Bilingual Education


ANNCR: Bilingual Education, a work in progress – Today on Congressional Moment

By the time the 13 British colonies declared their independence, over two million people had immigrated across the ocean from Europe.

Many were British, but many more were from other countries, and spoke other languages. It was not long before bilingual education became an issue. By the mid 1800s, various states were conducting classes in languages such as French, German, Dutch and Greek.

(French phrase fades in and out, into German)

Non English-speaking students received some protection under the 14th Amendment's Equal Protection Clause, ratified in 1868, and over a hundred years later, in 1968, the Bilingual Education Act was created.

It was the first official federal legislation recognizing the specific needs of students with limited English-speaking ability. It gave assistance to many local districts to establish bilingual education programs.

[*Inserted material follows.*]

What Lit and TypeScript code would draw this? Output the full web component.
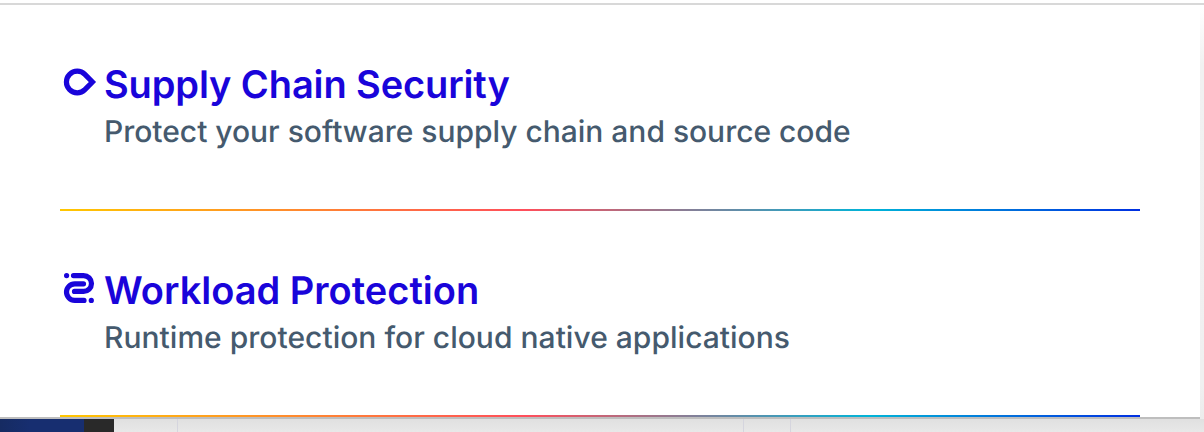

During the 1980s and 90s, Congress amended the Act several times, reflecting new challenges, changing priorities and new teaching techniques. The issue was, and still is, hotly debated at the grass roots level, with children coming to our schools speaking more than 200 languages.

Congress continues to wrestle with the important issue of how best to help students from non-English speaking families move into the mainstream of American life. The Bilingual Education Act is clearly a work-in-progress, and related issues are likely to be found in the media and on the ballots for many years to come.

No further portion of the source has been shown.